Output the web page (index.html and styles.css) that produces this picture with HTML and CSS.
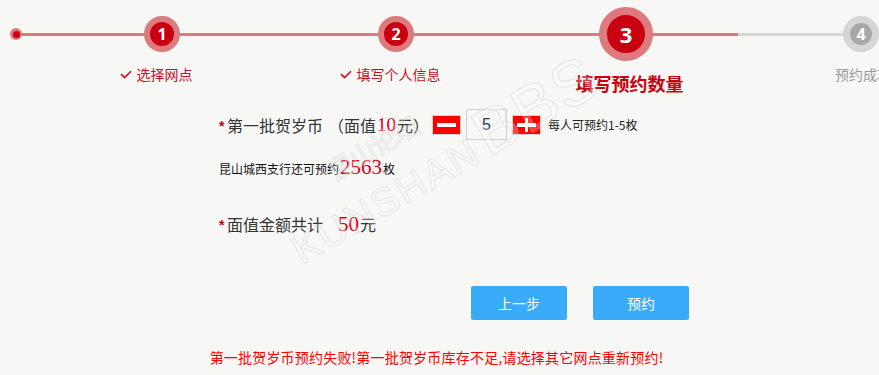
FILE: index.html
```html
<!DOCTYPE html>
<html lang="zh-CN">
<head>
<meta charset="utf-8">
<title>填写预约数量</title>
<link rel="stylesheet" href="styles.css">
</head>
<body>
<div class="page">
  <div class="stepper">
    <div class="track track-done"></div>
    <div class="track track-todo"></div>
    <div class="start-dot"><span></span></div>
    <div class="step-grid">
      <div class="step">
        <div class="circle-box"><div class="circle small">1</div></div>
        <div class="label done"><svg class="check" width="12" height="9" viewBox="0 0 12 9"><polyline points="1,4.2 4.6,7.6 11,1.2" fill="none" stroke="#c8101e" stroke-width="1.6"/></svg>选择网点</div>
      </div>
      <div class="step">
        <div class="circle-box"><div class="circle small">2</div></div>
        <div class="label done"><svg class="check" width="12" height="9" viewBox="0 0 12 9"><polyline points="1,4.2 4.6,7.6 11,1.2" fill="none" stroke="#c8101e" stroke-width="1.6"/></svg>填写个人信息</div>
      </div>
      <div class="step">
        <div class="circle-box"><div class="circle big">3</div></div>
        <div class="label current">填写预约数量</div>
      </div>
      <div class="step">
        <div class="circle-box"><div class="circle small todo">4</div></div>
        <div class="label todo-label">预约成功</div>
      </div>
    </div>
  </div>

  <div class="form">
    <div class="row row-qty">
      <span class="req">*</span><span class="field">第一批贺岁币</span>
      <span class="face">（面值<em class="num">10</em>元）</span>
      <button class="pm minus" type="button" aria-label="减少"><span class="bar-h"></span></button>
      <input class="qty" type="text" value="5">
      <button class="pm plus" type="button" aria-label="增加"><span class="bar-h"></span><span class="bar-v"></span></button>
      <span class="hint">每人可预约1-5枚</span>
    </div>
    <div class="row row-left">
      <span class="small-text">昆山城西支行还可预约</span><em class="num big-num">2563</em><span class="small-text">枚</span>
    </div>
    <div class="row row-total">
      <span class="req">*</span><span class="field">面值金额共计</span>
      <em class="num big-num total-num">50</em><span class="field">元</span>
    </div>
    <div class="actions">
      <button class="btn" type="button">上一步</button>
      <button class="btn" type="button">预约</button>
    </div>
  </div>

  <p class="error">第一批贺岁币预约失败!第一批贺岁币库存不足,请选择其它网点重新预约!</p>

  <div class="watermark">
    <div class="wm-cn">昆山论坛</div>
    <div class="wm-en">KUNSHAN<span class="wm-bbs">BBS</span></div>
  </div>
</div>
</body>
</html>
```

FILE: styles.css
```css
html, body {
  margin: 0;
  padding: 0;
  background: #f7f7f5;
}
body {
  width: 879px;
  height: 375px;
  overflow: hidden;
  font-family: "Noto Sans CJK SC", "Liberation Sans", sans-serif;
}
.page {
  position: relative;
  width: 879px;
  height: 375px;
  overflow: hidden;
}

/* ---------- stepper ---------- */
.stepper {
  position: relative;
  height: 100px;
}
.track {
  position: absolute;
  top: 33px;
  height: 3px;
}
.track-done {
  left: 16px;
  width: 722px;
  background: #dc7a7e;
}
.track-todo {
  left: 738px;
  right: 0;
  background: #d6d6d6;
}
.start-dot {
  position: absolute;
  left: 10px;
  top: 28px;
  width: 12px;
  height: 12px;
  border-radius: 50%;
  background: #dc7a7e;
  display: flex;
  align-items: center;
  justify-content: center;
}
.start-dot span {
  width: 7px;
  height: 7px;
  border-radius: 50%;
  background: #c8000f;
}
.step-grid {
  position: relative;
  display: grid;
  grid-template-columns: 234px 234px 226px 244px;
  padding-left: 45px;
}
.step {
  display: flex;
  flex-direction: column;
  align-items: center;
}
.circle-box {
  height: 54px;
  margin-top: 7px;
  display: flex;
  align-items: center;
  justify-content: center;
}
.circle {
  border-radius: 50%;
  display: flex;
  align-items: center;
  justify-content: center;
  color: #fff;
  font-family: "Open Sans", "Liberation Sans", sans-serif;
  font-weight: 700;
}
.circle.small {
  width: 24px;
  height: 24px;
  border: 6px solid #dc7a7e;
  background: #c8000f;
  font-size: 16px;
}
.circle.big {
  width: 38px;
  height: 38px;
  border: 8px solid #dc7a7e;
  background: #c8000f;
  font-size: 22px;
}
.circle.small.todo {
  width: 22px;
  height: 22px;
  border: 7px solid #d6d6d6;
  background: #a8a8a8;
}
.label {
  display: flex;
  align-items: center;
  font-size: 14px;
  line-height: 16px;
  margin-top: 5px;
  white-space: nowrap;
}
.label.done {
  color: #c8101e;
  margin-right: 12px;
}
.check {
  margin-right: 5px;
}
.label.current {
  color: #c8000f;
  font-size: 18px;
  font-weight: 700;
  line-height: 22px;
  margin-top: 11px;
  margin-left: 7px;
}
.label.todo-label {
  color: #9a9a9a;
  margin-left: 4px;
}

/* ---------- form ---------- */
.form {
  padding-left: 219px;
}
.row {
  display: flex;
  align-items: center;
  white-space: nowrap;
}
.row-qty {
  margin-top: 9px;
  height: 31px;
}
.req {
  color: #c8000f;
  font-size: 14px;
  width: 8px;
  font-family: "Liberation Sans", sans-serif;
  font-weight: 700;
  line-height: 14px;
  padding-top: 2px;
}
.field {
  font-size: 16px;
  color: #333;
}
.face {
  font-size: 16px;
  color: #333;
  margin-left: 5px;
  display: flex;
  align-items: center;
}
.num {
  font-style: normal;
  color: #dc0018;
  font-family: "Liberation Serif", serif;
}
.face .num {
  font-size: 19px;
  margin: 0 1px;
}
.pm {
  width: 29px;
  height: 20px;
  padding: 0;
  border: 1px solid #d4d4d4;
  background: #ff0000;
  position: relative;
  display: flex;
  align-items: center;
  justify-content: center;
  cursor: pointer;
}
.minus {
  margin-left: 3px;
}
.plus {
  margin-left: 5px;
}
.bar-h {
  width: 19px;
  height: 4px;
  background: #fff;
}
.bar-v {
  position: absolute;
  left: 12px;
  top: 2px;
  width: 3px;
  height: 14px;
  background: #fff;
}
.qty {
  box-sizing: border-box;
  width: 41px;
  height: 31px;
  margin-left: 5px;
  border: 1px solid #cfcfcf;
  background: #f7f7f5;
  text-align: center;
  font-size: 16px;
  color: #2b3566;
  font-family: "Liberation Sans", sans-serif;
  padding: 0;
}
.hint {
  margin-left: 7px;
  font-size: 12px;
  color: #222;
}
.row-left {
  margin-top: 15px;
  height: 24px;
}
.small-text {
  font-size: 12px;
  color: #111;
  padding-top: 3px;
}
.big-num {
  font-size: 21px;
  margin: 0 1px;
}
.row-total {
  margin-top: 33px;
  height: 24px;
}
.total-num {
  margin-left: 15px;
}
.actions {
  display: flex;
  gap: 26px;
  margin-top: 50px;
  padding-left: 252px;
}
.btn {
  width: 96px;
  height: 34px;
  border: none;
  border-radius: 2px;
  background: #3aabf9;
  color: #fff;
  font-size: 14px;
  font-family: "Noto Sans CJK SC", sans-serif;
  padding: 0;
  cursor: pointer;
}
.error {
  margin: 27px 0 0;
  text-align: center;
  font-size: 14px;
  line-height: 20px;
  color: #ff0000;
  letter-spacing: 0.2px;
  padding-right: 6px;
}

/* ---------- watermark overlay ---------- */
.watermark {
  position: absolute;
  left: 262px;
  top: 196px;
  transform: rotate(-30deg);
  transform-origin: left top;
  pointer-events: none;
  color: rgba(255, 255, 255, 0.25);
  -webkit-text-stroke: 1px rgba(185, 185, 185, 0.32);
  font-family: "Liberation Sans", sans-serif;
  line-height: 1;
}
.wm-cn {
  font-family: "Noto Sans CJK SC", sans-serif;
  font-size: 26px;
  margin-left: 70px;
  letter-spacing: -1px;
}
.wm-en {
  font-size: 40px;
  letter-spacing: 2px;
  white-space: nowrap;
}
.wm-bbs {
  font-size: 64px;
  margin-left: 6px;
}
```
※
→ **Set exercise**: Scan the material above for the word "index". Copy each line where it occurs.

→ **The completed task**:
Output the web page (index.html and styles.css) that produces this picture with HTML and CSS.
FILE: index.html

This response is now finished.